Every bit of Angela’s Heven Armor comes alive in the sculpt. From the segmented cuts of her thigh-high high-heeled gold boots, to her golden chest armor, and once again the segmented cuts of her armored sleeves, each of which terminate just below the scalloped pauldrons on her shoulders. She has a pair of sculpted bands encircling her left thigh and a pair of sculpted panties covered up by her wide belt and white sash. Both of these last articles are sculpted separately from the statue, which is somewhat unusual for this line, but I dig it. The belt rests on her hips, allowing the sash to trail down behind her left leg. The paintwork on the costume is beautifully executed, with a satin gold leaf and silver used for the armor pieces, and a warm and even shade used for the skin-tone. She even shows off a bit of metallic red for the bracer on her left wrist. I especially like the finish on the belt, which makes it look like worn leather with a weathered patina on the buckle and rivets.


Another piece of the costume that is sculpted separately from the statue is her psychically charged Ribbon. Yeah, I guess you could also just call it a scarf. This long, thin purple strip wraps around her neck and the two strands sweep down off of her shoulders. It’s cast in a fairly soft plastic, but holds it’s shape well enough. The red and gold ornamentation is sculpted down a channel in the center for the entire length of the piece.

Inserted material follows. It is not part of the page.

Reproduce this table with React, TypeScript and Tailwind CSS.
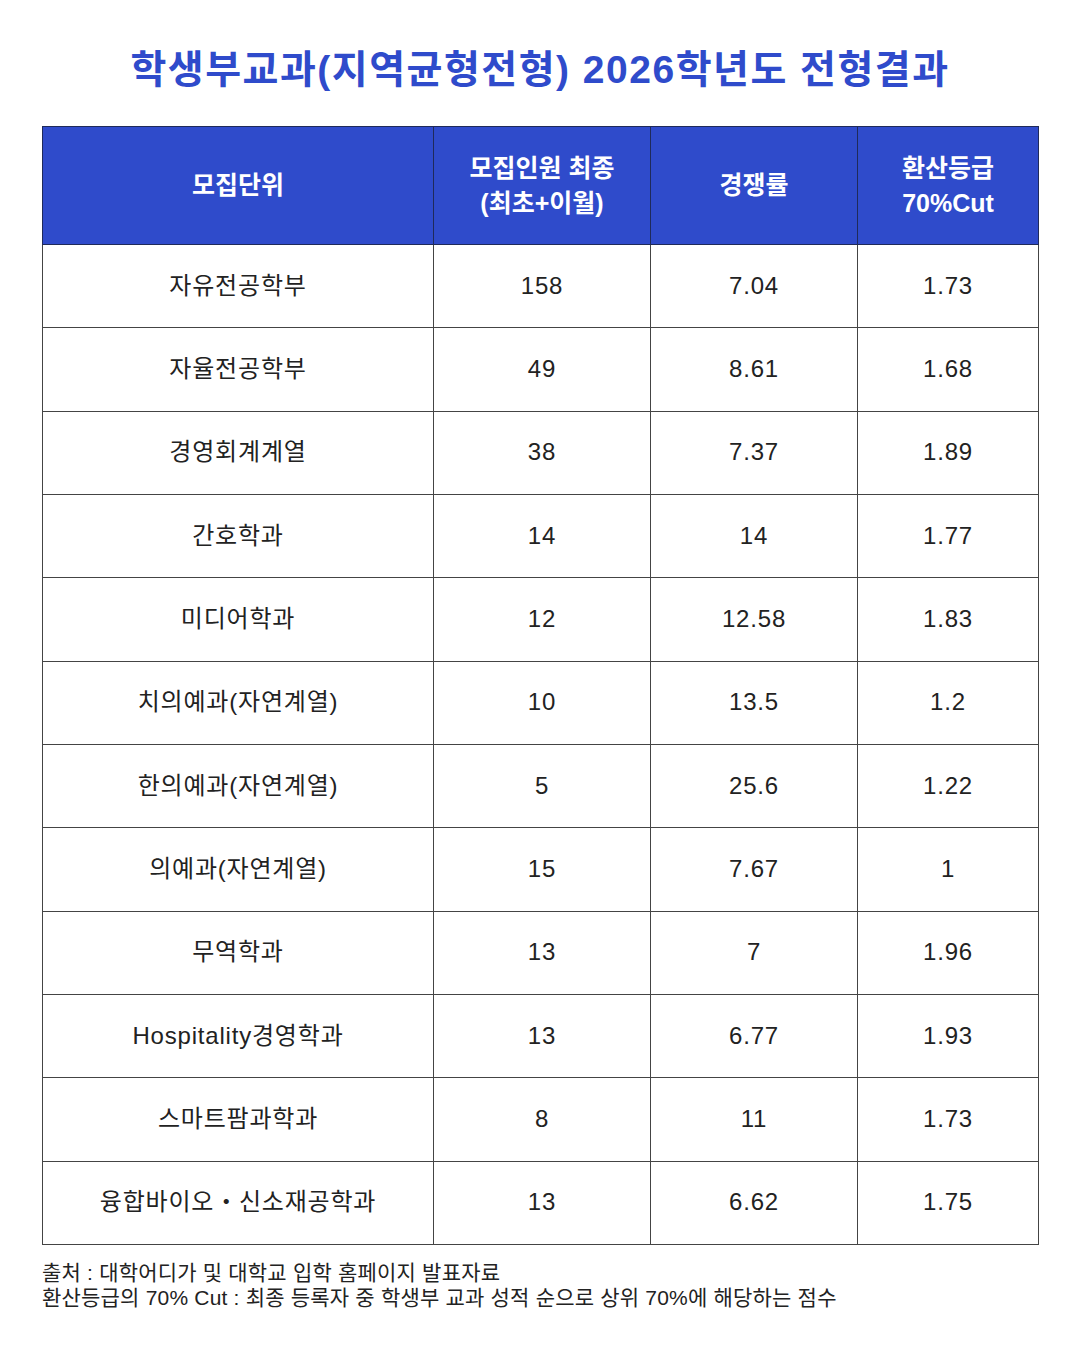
const rows: [string, string, string, string][] = [
  ["자유전공학부", "158", "7.04", "1.73"],
  ["자율전공학부", "49", "8.61", "1.68"],
  ["경영회계계열", "38", "7.37", "1.89"],
  ["간호학과", "14", "14", "1.77"],
  ["미디어학과", "12", "12.58", "1.83"],
  ["치의예과(자연계열)", "10", "13.5", "1.2"],
  ["한의예과(자연계열)", "5", "25.6", "1.22"],
  ["의예과(자연계열)", "15", "7.67", "1"],
  ["무역학과", "13", "7", "1.96"],
  ["Hospitality경영학과", "13", "6.77", "1.93"],
  ["스마트팜과학과", "8", "11", "1.73"],
  ["융합바이오・신소재공학과", "13", "6.62", "1.75"],
];

export default function App() {
  return (
    <div
      className="w-[1080px] h-[1350px] bg-white px-[42px] pt-[46px]"
      style={{ fontFamily: '"Liberation Sans", "Noto Sans CJK KR", sans-serif' }}
    >
      <h1 className="text-center text-[39px] font-bold leading-[48px] tracking-[1.5px] text-[#2f4bcb]">
        학생부교과(지역균형전형) 2026학년도 전형결과
      </h1>

      <table className="mt-[32px] w-[996px] table-fixed border-collapse text-center text-[#222]">
        <colgroup>
          <col className="w-[391px]" />
          <col className="w-[217px]" />
          <col className="w-[207px]" />
          <col className="w-[181px]" />
        </colgroup>
        <thead>
          <tr className="h-[118px] bg-[#2f4bcb] text-[25px] font-bold leading-[35px] text-white">
            <th className="border border-[#1f2a5a]">모집단위</th>
            <th className="border border-[#1f2a5a]">
              모집인원 최종
              <br />
              (최초+이월)
            </th>
            <th className="border border-[#1f2a5a]">경쟁률</th>
            <th className="border border-[#1f2a5a]">
              환산등급
              <br />
              70%Cut
            </th>
          </tr>
        </thead>
        <tbody className="text-[24px] tracking-[0.8px]">
          {rows.map((r) => (
            <tr key={r[0]} className="h-[83.33px]">
              {r.map((c, i) => (
                <td key={i} className="border border-[#444] pb-[1px]">
                  {c}
                </td>
              ))}
            </tr>
          ))}
        </tbody>
      </table>

      <div className="mt-[15px] text-[21px] leading-[25px] tracking-[0.2px] text-[#222]">
        <p>출처 : 대학어디가 및 대학교 입학 홈페이지 발표자료</p>
        <p>환산등급의 70% Cut : 최종 등록자 중 학생부 교과 성적 순으로 상위 70%에 해당하는 점수</p>
      </div>
    </div>
  );
}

As far as portraits go, this one is a total homerun. She’s strikingly beautiful with bright crimson paint used for her lips and eye makeup. Her pupil-less eyes are framed by the copious strands of red hair, which spill out from the top of her winged headband and down the sides of her face, while the rest spills out down her back and onto her shoulders. I could easily see this portrait rivaling that of a much more expensive statue. It really did turn out that well.

The last big attraction on the statue is Angel’s blade, Xiphos, The Sword of the Stars. It has an ornate gold cross-guard with a blue stone in the center, a simple scull-crushing pommel, and sculpted wrappings on the grip. Only a small section of the silver blade can be seen between the pommel and the throat of the wide scabbard.

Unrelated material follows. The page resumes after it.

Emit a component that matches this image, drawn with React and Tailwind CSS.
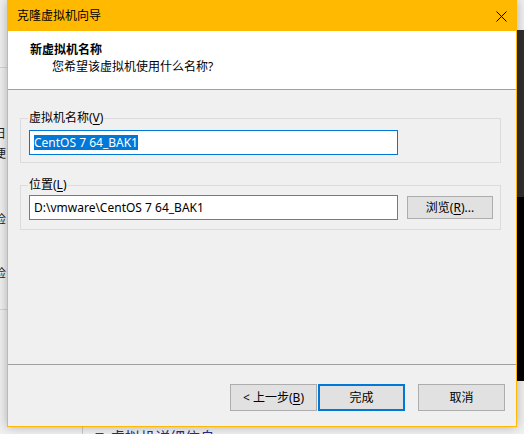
import React from "react"

const font = "font-['Noto_Sans','Noto_Sans_CJK_SC',sans-serif]"

// 左侧被遮挡的窗口碎片
const LeftStrip = () => (
  <div className="w-[7px] shrink-0 overflow-hidden text-[12px] leading-[16px] text-[#222]">
    <div className="mt-[67px] h-px w-full bg-[#d4d4d4]" />
    <div className="mt-[13px] ml-[-6px] whitespace-nowrap text-[#1a5fb4]">：</div>
    <div className="mt-[29px] ml-[-6px] whitespace-nowrap">日</div>
    <div className="mt-[4px] ml-[-6px] whitespace-nowrap">便</div>
    <div className="mt-[50px] ml-[-6px] whitespace-nowrap">检</div>
    <div className="mt-[38px] ml-[-6px] whitespace-nowrap">检</div>
    <div className="mt-[27px] h-px w-full bg-[#d4d4d4]" />
  </div>
)

const RightStrip = () => (
  <div className="w-[7px] shrink-0">
    <div className="mt-[30px] h-[167px] bg-[#2f2f2f]" />
    <div className="h-[184px] bg-black" />
  </div>
)

const Button = ({ children, primary, className = "" }) => (
  <button
    className={`flex items-center justify-center bg-[#e1e1e1] text-[12px] text-black ${
      primary ? "border-2 border-[#0078d7]" : "border border-[#adadad]"
    } ${className}`}
  >
    {children}
  </button>
)

const GroupBox = ({ label, className = "", children }) => (
  <div className={`relative border border-[#dcdcdc] ${className}`}>
    <div className="absolute left-[7px] top-[-9px] bg-[#f0f0f0] px-px text-[12px] leading-[16px] text-black">
      {label}
    </div>
    {children}
  </div>
)

const CloneWizard = () => (
  <div className="relative z-10 flex h-[427px] w-[510px] shrink-0 flex-col border border-[#ffb900] bg-[#f0f0f0] shadow-[0_0_10px_rgba(0,0,0,0.28)]">
    {/* 标题栏 */}
    <div className="flex h-[30px] shrink-0 items-center justify-between bg-[#ffb900] pl-[9px] pr-[9px]">
      <span className="text-[12px] leading-[16px] text-black">克隆虚拟机向导</span>
      <svg width="11" height="11" viewBox="0 0 11 11" className="mr-[0px]">
        <path d="M0.5 0.5 L10.5 10.5 M10.5 0.5 L0.5 10.5" stroke="#000" strokeWidth="1" />
      </svg>
    </div>

    {/* 头部说明 */}
    <div className="h-[58px] shrink-0 bg-white pl-[22px] pt-[11px] text-[12px] leading-[16px] text-black">
      <div className="font-bold">新虚拟机名称</div>
      <div className="mt-px pl-[22px]">您希望该虚拟机使用什么名称?</div>
    </div>
    <div className="h-px shrink-0 bg-[#a0a0a0]" />

    {/* 主体 */}
    <div className="h-[274px] shrink-0 pl-[12px] pr-[15px] pt-[28px]">
      <GroupBox
        label={
          <>
            虚拟机名称(<span className="underline underline-offset-2">V</span>)
          </>
        }
        className="pl-[8px] pt-[11px] pb-[7px]"
      >
        <div className="flex h-[25px] w-[369px] items-center border border-[#0078d7] bg-white pl-[4px]">
          <span className="bg-[#0078d7] text-[12px] leading-[15px] text-white">CentOS 7 64_BAK1</span>
        </div>
      </GroupBox>

      <GroupBox
        label={
          <>
            位置(<span className="underline underline-offset-2">L</span>)
          </>
        }
        className="mt-[22px] pl-[8px] pt-[9px] pb-[9px]"
      >
        <div className="flex items-center">
          <div className="flex h-[25px] w-[369px] items-center border border-[#7a7a7a] bg-white pl-[4px] text-[12px] text-black">
            D:\vmware\CentOS 7 64_BAK1
          </div>
          <Button className="ml-[9px] h-[23px] w-[86px]">
            浏览(<span className="underline underline-offset-2">R</span>)...
          </Button>
        </div>
      </GroupBox>
    </div>
    <div className="h-px shrink-0 bg-[#a0a0a0]" />

    {/* 底部按钮 */}
    <div className="flex flex-1 items-start justify-end pr-[11px] pt-[19px]">
      <Button className="h-[27px] w-[87px]">
        &lt; 上一步(<span className="underline underline-offset-2">B</span>)
      </Button>
      <Button primary className="ml-px h-[27px] w-[87px]">
        完成
      </Button>
      <Button className="ml-[13px] h-[27px] w-[87px]">取消</Button>
    </div>
  </div>
)

export default function App() {
  return (
    <div className={`flex h-[434px] w-[524px] flex-col overflow-hidden bg-[#f0f0f0] ${font}`}>
      <div className="flex items-start">
        <LeftStrip />
        <CloneWizard />
        <RightStrip />
      </div>
      {/* 背后窗口的下一段 */}
      <div className="flex h-[7px] overflow-hidden pl-[82px]">
        <div className="flex h-full items-start gap-[6px] border-l border-[#c8c8c8] pl-[12px] pt-px">
          <span className="text-[9px] leading-[18px] text-[#444]">▼</span>
          <span className="text-[15px] leading-[18px] text-[#2a2a8c]">虚拟机详细信息</span>
        </div>
      </div>
    </div>
  )
}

The base is both interesting and understated, and that’s meant as a compliment. It provides just enough context without upstaging the figure itself. You get a little patch of rocks, painted brown with a black wash to give them some nice texture. Jutting out from each side of the cluster are blue crystalline structures, one of which provides the pedestal for Angela’s right foot. If you’ve read some of my previous Gallery statue reviews, you may remember that the bases on these statues rarely impress me, but this one came out damn nice, both in design and execution.

Angela is yet another fine example of why I simply cannot quit this line, despite having no room to display more statues. Granted, I’m far from a completest, but when DST continues to deliver quality and craftsmanship like this at such a reasonable price point, I find I just can’t say no. And with prices of collectible statues continuing to climb at an alarming rate (I’m looking at you, Kotobukiya!), it’s refreshing to be able to set something like piece on my shelf for about $40. What’s more, it’s nice to see DST continuing to dig a little deep for their character selection. I’m not really reading a lot of Marvel comics these days, because quite frankly they’re become so god-awful, but I did enjoy her introduction to the MU a little ways back in Guardians of the Galaxy. But hey, even if you’re just a fan of Spawn and McFarlane Comics, you might want to consider picking up this lovely statue. I’m very glad that I did!